After some fumbling, he pulls out a thing he call’d a razor, but both by the looks of effects, on would easily have mistaken it for a chopping-knife; and with pure strength of hand, in a short time, he shav’d me so clean, that not only the hairs of my face, but my very skin become invisible; and he left me not sufficient to make a patch for an Aethiopian lady of pleasure:

I gave him a small piece, bearing Caesar’s image and superscription; at which, he doffed me so low a bow, that the very clay floor was indented with his knuckles, and so he reverendly took his leave.”

V0019680 A barber shaving a disgruntled man. Coloured etching after H

(Image Copyright Wellcome Trust)

Images such as ‘Damn the Barber’ drew on what must have been a fairly common trope, of the painful shave, highlighting the lack of care and attention by some ‘Professors of the Tonsorial Arts’, or the damage done to customers. ‘Zounds! How you scrape’ cries the unfortunate victim of one blunt razor!

V0019687 A barber shaving a man in his shop. Etching, 1804.
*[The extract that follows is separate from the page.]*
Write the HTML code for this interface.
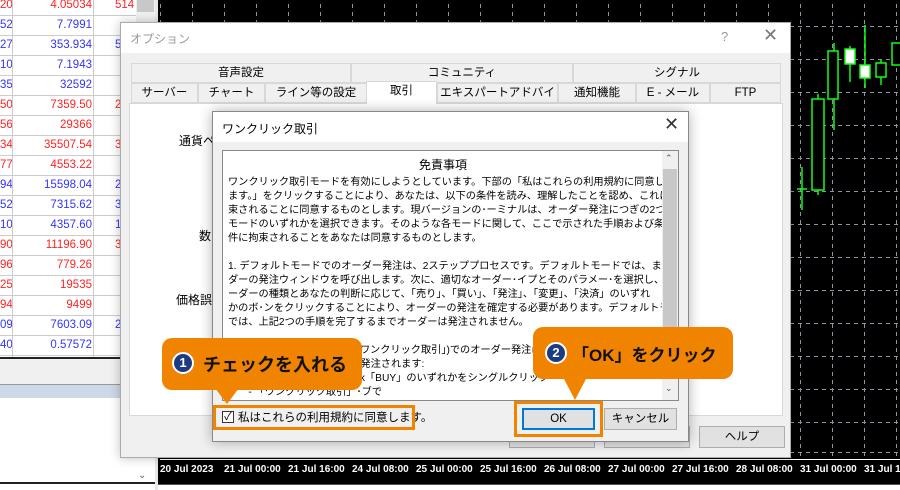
<!DOCTYPE html>
<html><head><meta charset="utf-8"><style>
*{margin:0;padding:0;box-sizing:border-box}
body{width:900px;height:490px;overflow:hidden;position:relative;background:#fff;font-family:"Liberation Sans","Noto Sans CJK JP",sans-serif;font-size:12px;color:#000}
.abs{position:absolute}
.tbl div.r{position:absolute;left:0;width:136px;height:20px;border-bottom:1px solid #ccc}
.tbl span{position:absolute;top:3px;font-size:11.5px}
.red{color:#f22}.blue{color:#33f}
.chart{left:158px;top:0;width:742px;height:484px;background:#000;
background-image:repeating-linear-gradient(0deg,#000 0 4px,transparent 4px 8px),repeating-linear-gradient(90deg,transparent 0 2px,#8a96a8 2px 3px,transparent 3px 32px)}
.hg{left:158px;width:742px;height:1px;background:repeating-linear-gradient(90deg,#8a96a8 0 4px,transparent 4px 8px)}
.tab{position:absolute;height:20px;border:1px solid #d8d8d8;background:#f0f0f0;text-align:center;line-height:19px;font-size:11.5px}
.btn{position:absolute;height:22px;background:#e1e1e1;border:1px solid #adadad;text-align:center;line-height:20px;font-size:11.5px}
.txt div{height:14px;line-height:14px;white-space:nowrap;font-size:10.2px}
.call{position:absolute;background:#f08300;border-radius:10px}
.num{position:absolute;width:22px;height:22px;border-radius:50%;background:#1d3b82;border:2px solid #fff;color:#fff;font-size:13px;text-align:center;line-height:18px;font-weight:bold}
</style></head><body>
<div class="abs tbl" style="left:0;top:0;width:156px;height:357px;background:#fff">
<div class="r" style="top:-4px"><span class="red" style="left:0">20</span><span class="red" style="right:44px">4.05034</span><span class="red" style="left:115px">514</span></div>
<div class="r" style="top:16px"><span class="blue">52</span><span class="blue" style="right:44px">7.7991</span></div>
<div class="r" style="top:36px"><span class="blue">27</span><span class="blue" style="right:44px">353.934</span><span class="blue" style="left:115px">5</span></div>
<div class="r" style="top:56px"><span class="blue">10</span><span class="blue" style="right:44px">7.1943</span></div>
<div class="r" style="top:76px"><span class="blue">35</span><span class="blue" style="right:44px">32592</span></div>
<div class="r" style="top:96px"><span class="red">50</span><span class="red" style="right:44px">7359.50</span><span class="red" style="left:115px">2</span></div>
<div class="r" style="top:116px"><span class="red">56</span><span class="red" style="right:44px">29366</span></div>
<div class="r" style="top:136px"><span class="red">34</span><span class="red" style="right:44px">35507.54</span><span class="red" style="left:115px">3</span></div>
<div class="r" style="top:156px"><span class="red">77</span><span class="red" style="right:44px">4553.22</span></div>
<div class="r" style="top:176px"><span class="blue">94</span><span class="blue" style="right:44px">15598.04</span><span class="blue" style="left:115px">2</span></div>
<div class="r" style="top:196px"><span class="blue">52</span><span class="blue" style="right:44px">7315.62</span><span class="blue" style="left:115px">3</span></div>
<div class="r" style="top:216px"><span class="blue">10</span><span class="blue" style="right:44px">4357.60</span><span class="blue" style="left:115px">1</span></div>
<div class="r" style="top:236px"><span class="red">90</span><span class="red" style="right:44px">11196.90</span><span class="red" style="left:115px">3</span></div>
<div class="r" style="top:256px"><span class="red">96</span><span class="red" style="right:44px">779.26</span></div>
<div class="r" style="top:276px"><span class="red">25</span><span class="red" style="right:44px">19535</span></div>
<div class="r" style="top:296px"><span class="red">94</span><span class="red" style="right:44px">9499</span></div>
<div class="r" style="top:316px"><span class="blue">09</span><span class="blue" style="right:44px">7603.09</span><span class="blue" style="left:115px">2</span></div>
<div class="r" style="top:336px"><span class="blue">40</span><span class="blue" style="right:44px">0.57572</span></div>
<div class="abs" style="left:12px;top:0;width:1px;height:357px;background:#ccc"></div>
<div class="abs" style="left:93px;top:0;width:1px;height:357px;background:#ccc"></div>
<div class="abs" style="left:136px;top:0;width:20px;height:357px;background:#f0f0f0"></div>
<div class="abs" style="left:137px;top:0;width:17px;height:12px;background:#c8c8c8"></div>
</div>
<div class="abs" style="left:0;top:357px;width:156px;height:2px;background:#222"></div>
<div class="abs" style="left:0;top:359px;width:156px;height:25px;background:#f0f0f0"></div>
<div class="abs" style="left:0;top:384px;width:156px;height:1px;background:#999"></div>
<div class="abs" style="left:0;top:385px;width:156px;height:13px;background:#cdd9e8"></div>
<div class="abs" style="left:138px;top:470px;font-size:10px;color:#666">⌄</div>
<div class="abs" style="left:0;top:482px;width:156px;height:2px;background:#222"></div>
<div class="abs" style="left:155px;top:0;width:3px;height:490px;background:#e8e8e8"></div>
<div class="abs chart"></div>
<div class="abs hg" style="top:26px"></div><div class="abs hg" style="top:59px"></div><div class="abs hg" style="top:92px"></div><div class="abs hg" style="top:125px"></div><div class="abs hg" style="top:158px"></div><div class="abs hg" style="top:191px"></div><div class="abs hg" style="top:224px"></div><div class="abs hg" style="top:257px"></div><div class="abs hg" style="top:290px"></div><div class="abs hg" style="top:323px"></div><div class="abs hg" style="top:356px"></div><div class="abs hg" style="top:389px"></div><div class="abs hg" style="top:422px"></div><div class="abs hg" style="top:452px"></div>
<div class="abs" style="left:158px;top:456px;width:742px;height:30px;background:#000"></div>
<div class="abs" style="left:160px;top:459px;width:740px;height:1px;background:#fff"></div>
<div class="abs" style="left:160px;top:464px;width:740px;font-size:10px;color:#fff;font-weight:bold;white-space:nowrap">
<span class="abs" style="left:0">20 Jul 2023</span><span class="abs" style="left:64px">21 Jul 00:00</span><span class="abs" style="left:128px">21 Jul 16:00</span><span class="abs" style="left:192px">24 Jul 08:00</span><span class="abs" style="left:256px">25 Jul 00:00</span><span class="abs" style="left:320px">25 Jul 16:00</span><span class="abs" style="left:384px">26 Jul 08:00</span><span class="abs" style="left:448px">27 Jul 00:00</span><span class="abs" style="left:512px">27 Jul 16:00</span><span class="abs" style="left:576px">28 Jul 08:00</span><span class="abs" style="left:640px">31 Jul 00:00</span><span class="abs" style="left:704px">31 Jul 16:00</span></div>
<div class="abs" style="left:158px;top:484px;width:742px;height:6px;background:#fff;border-top:1px solid #555"></div>
<svg class="abs" style="left:790px;top:20px" width="110" height="200">
<g stroke="#1f1" stroke-width="1.5" fill="none">
<line x1="12" y1="147" x2="12" y2="190"/><line x1="7" y1="169" x2="17" y2="169"/>
<line x1="28" y1="74" x2="28" y2="175"/><rect x="22" y="79" width="12" height="91" fill="#000"/>
<line x1="44" y1="23" x2="44" y2="110"/><rect x="38" y="31" width="10" height="48" fill="#000"/>
<line x1="60" y1="26" x2="60" y2="62"/><rect x="55" y="29" width="10" height="15" fill="#fff"/>
<line x1="75" y1="5" x2="75" y2="68"/><rect x="70" y="45" width="10" height="13" fill="#fff"/>
<line x1="91" y1="40" x2="91" y2="65"/><rect x="86" y="43" width="10" height="14" fill="#000"/>
<rect x="102" y="23" width="10" height="22" fill="#000"/>
</g></svg>
<div class="abs" style="left:120px;top:22px;width:671px;height:436px;background:#f0f0f0;border:1px solid #aaa;box-shadow:0 0 10px rgba(0,0,0,.25)">
<div class="abs" style="left:0;top:0;width:669px;height:30px;background:#fff"></div>
<div class="abs" style="left:9px;top:7px;color:#999;font-size:12px">オプション</div>
<div class="abs" style="left:600px;top:6px;color:#999;font-size:13px">?</div>
<div class="abs" style="left:642px;top:2px;color:#777;font-size:18px">✕</div>
<div class="tab" style="left:10px;top:40px;width:220px">音声設定</div>
<div class="tab" style="left:230px;top:40px;width:222px">コミュニティ</div>
<div class="tab" style="left:452px;top:40px;width:208px">シグナル</div>
<div class="tab" style="left:10px;top:60px;width:67px">サーバー</div>
<div class="tab" style="left:77px;top:60px;width:67px">チャート</div>
<div class="tab" style="left:144px;top:60px;width:102px">ライン等の設定</div>
<div class="tab" style="left:316px;top:60px;width:121px">エキスパートアドバイザ</div>
<div class="tab" style="left:437px;top:60px;width:78px">通知機能</div>
<div class="tab" style="left:515px;top:60px;width:74px">E - メール</div>
<div class="tab" style="left:589px;top:60px;width:71px">FTP</div>
<div class="abs" style="left:8px;top:80px;width:654px;height:313px;background:#fff;border:1px solid #d8d8d8"></div>
<div class="tab" style="left:245px;top:58px;width:71px;height:23px;background:#fff;border-bottom:none">取引</div>
<div class="abs" style="left:58px;top:109px;font-size:12px">通貨ペ</div>
<div class="abs" style="left:78px;top:204px;font-size:12px">数</div>
<div class="abs" style="left:55px;top:268px;font-size:12px">価格誤</div>
<div class="btn" style="left:388px;top:403px;width:86px"></div>
<div class="btn" style="left:483px;top:403px;width:86px"></div>
<div class="btn" style="left:578px;top:403px;width:86px">ヘルプ</div>
</div>
<div class="abs" style="left:212px;top:111px;width:477px;height:331px;background:#f0f0f0;border:1px solid #888;box-shadow:0 0 12px rgba(0,0,0,.3)">
<div class="abs" style="left:0;top:0;width:475px;height:30px;background:#fff"></div>
<div class="abs" style="left:9px;top:8px;font-size:12px">ワンクリック取引</div>
<div class="abs" style="left:451px;top:2px;font-size:18px;color:#333">✕</div>
<div class="abs" style="left:9px;top:38px;width:457px;height:251px;background:#fff;border:1px solid #888;overflow:hidden">
<div class="abs" style="left:0;width:440px;top:5px;text-align:center;font-size:12px">免責事項</div>
<div class="abs txt" style="left:5px;top:25px;width:434px;overflow:hidden">
<div>ワンクリック取引モードを有効にしようとしています。下部の「私はこれらの利用規約に同意し</div>
<div>ます。」をクリックすることにより、あなたは、以下の条件を読み、理解したことを認め、これに拘</div>
<div>束されることに同意するものとします。現バージョンの･ーミナルは、オーダー発注につぎの2つの</div>
<div>モードのいずれかを選択できます。そのような各モードに関して、ここで示された手順および条</div>
<div>件に拘束されることをあなたは同意するものとします。</div>
<div></div>
<div>1. デフォルトモードでのオーダー発注は、2ステッププロセスです。デフォルトモードでは、まずオー</div>
<div>ダーの発注ウィンドウを呼び出します。次に、適切なオーダー･イプとそのパラメー･を選択し、オ</div>
<div>ーダーの種類とあなたの判断に応じて、「売り」、「買い」、「発注」、「変更」、「決済」のいずれ</div>
<div>かのボ･ンをクリックすることにより、オーダーの発注を確定する必要があります。デフォルトモード</div>
<div>では、上記2つの手順を完了するまでオーダーは発注されません。</div>
<div></div>
<div>2. ワンクリック取引モード(「ワンクリック取引」)でのオーダー発注は以下の</div>
<div>　　オーダーは以下の場合に発注されます:</div>
<div>　　- Bid「SELL」または Ask「BUY」のいずれかをシングルクリック</div>
<div>　　- 「ワンクリック取引」･ブで</div>
<div>　　- チャート上の「ワンクリック取引」パネル」で</div>
</div>
<div class="abs" style="left:439px;top:0;width:16px;height:249px;background:#f0f0f0"></div>
<div class="abs" style="left:440px;top:18px;width:14px;height:192px;background:#c8c8c8"></div>
<div class="abs" style="left:442px;top:2px;font-size:9px;color:#555">⌃</div>
<div class="abs" style="left:442px;top:232px;font-size:9px;color:#555">⌄</div>
</div>
<div class="abs" style="left:9px;top:299px;width:12px;height:12px;border:1px solid #333;background:#fff;font-size:11px;line-height:10px;text-align:center">✓</div>
<div class="abs" style="left:25px;top:297px;font-size:11.5px">私はこれらの利用規約に同意します。</div>
<div class="btn" style="left:309px;top:296px;width:73px;border:2px solid #0078d7;line-height:18px">OK</div>
<div class="btn" style="left:391px;top:296px;width:73px">キャンセル</div>
</div>
<div class="abs" style="left:213px;top:405px;width:202px;height:25px;border:3px solid #f08300"></div>
<div class="abs" style="left:514px;top:401px;width:89px;height:36px;border:3px solid #f08300"></div>
<div class="call" style="left:162px;top:338px;width:200px;height:52px"></div>
<svg class="abs" style="left:215px;top:388px" width="30" height="18"><polygon points="0,0 24,0 12,16" fill="#f08300"/></svg>
<div class="num" style="left:172px;top:352px">1</div>
<div class="abs" style="left:203px;top:351px;font-size:18px;font-weight:bold;color:#111;white-space:nowrap">チェックを入れる</div>
<div class="call" style="left:533px;top:327px;width:200px;height:52px"></div>
<svg class="abs" style="left:563px;top:377px" width="30" height="24"><polygon points="0,0 24,0 12,23" fill="#f08300"/></svg>
<div class="num" style="left:545px;top:342px">2</div>
<div class="abs" style="left:572px;top:341px;font-size:17px;font-weight:bold;color:#111;white-space:nowrap">「OK」をクリック</div>
</body></html>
(Image copyright Wellcome Trust)

But for all this, barbers remained hugely important in the lives of men throughout the seventeenth, eighteenth and nineteenth centuries. The barbershop, as Margaret Pelling, Sandra Cavallo, Jess Clark and others have shown, was an important social space for men, as well as being a site for shaving, and also the purchase of cosmetic goods. Even when men did begin to shave themselves in greater numbers, they often did this in conjunction with visiting the barber. For many (perhaps even most) men too, it was simply cheaper and easier to go to the barber’s shop than to purchase and maintain shaving goods.